Il urge aussi de partager des pratiques, de multiplier la coopération inter-Etats pour venir à bout des cyberattaques, des cybermenaces et autres cyberterroristes. C’est pourquoi, la protection des infrastructures de Télécoms doit davantage préoccuper nos dirigeants.
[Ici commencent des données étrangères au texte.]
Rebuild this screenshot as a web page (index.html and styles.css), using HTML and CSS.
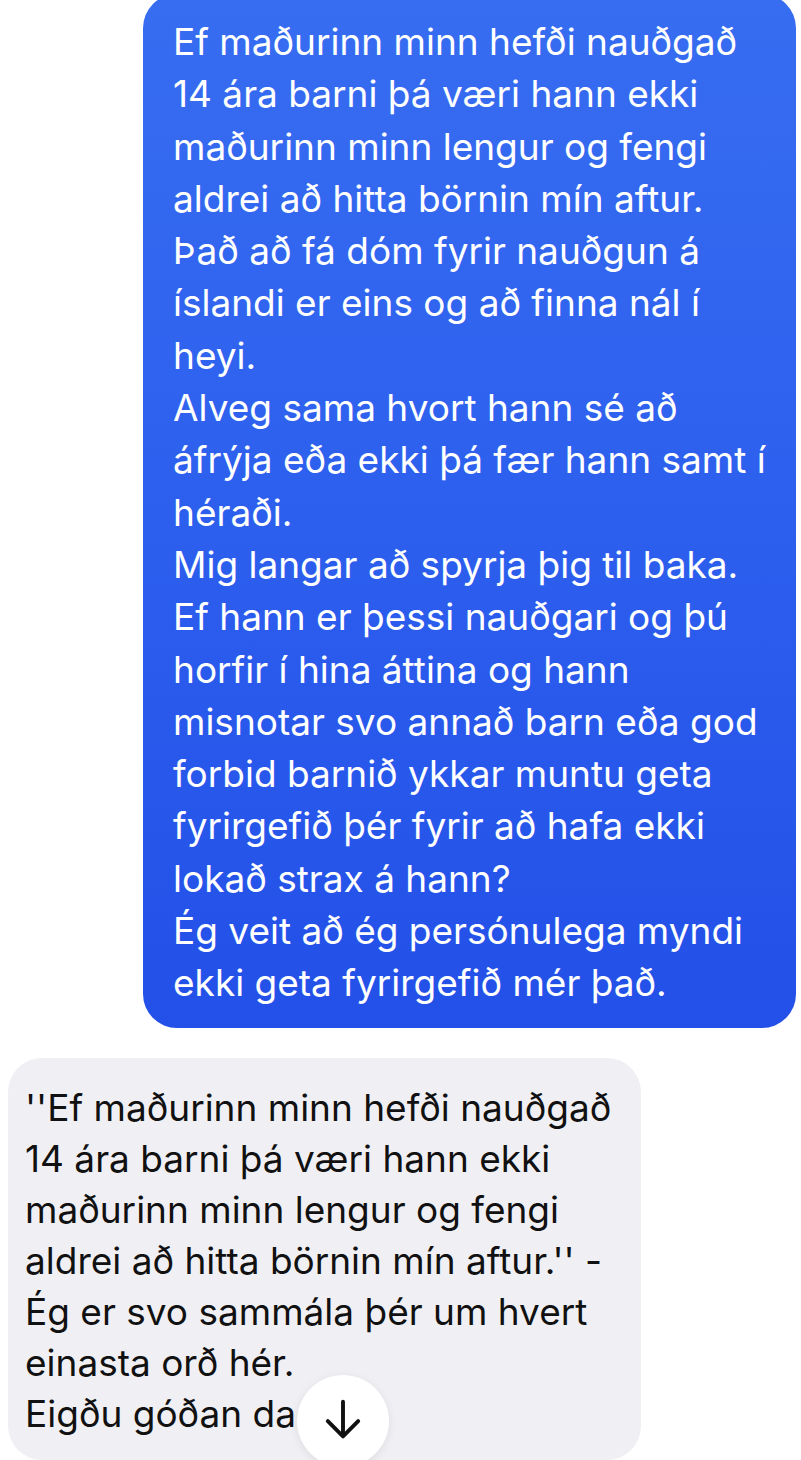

A l’heure où la menace terroriste est réelle et passe par le cyberespace, les pays de la CEDEAO doivent plus que jamais unir leur force en harmonisant leurs cadres juridiques et règlementaires. D’ailleurs, ces Etats ont rendez-vous avec l’histoire. A eux seuls, ils peuvent adopter la Convention de l’Union africaine dite celle de Malabo. Puisque celle-ci n’a besoin que de 15 signatures. Le Sénégal, lui, a déjà montré la voie. Lors du conseil des ministres du 30 mars 2016, notre gouvernement a adopté les projets de loi autorisant le chef de l’Etat à ratifier la Convention de l’UA sur la cybersécurité et celle de Budapest sur la cybercriminalité et son protocole additionnel.

L’objectif est d’instaurer une coopération judiciaire et policière entre ces Etats en matière de cybersécurité et de cybercriminalité. C’est dire que l’enjeu est de taille.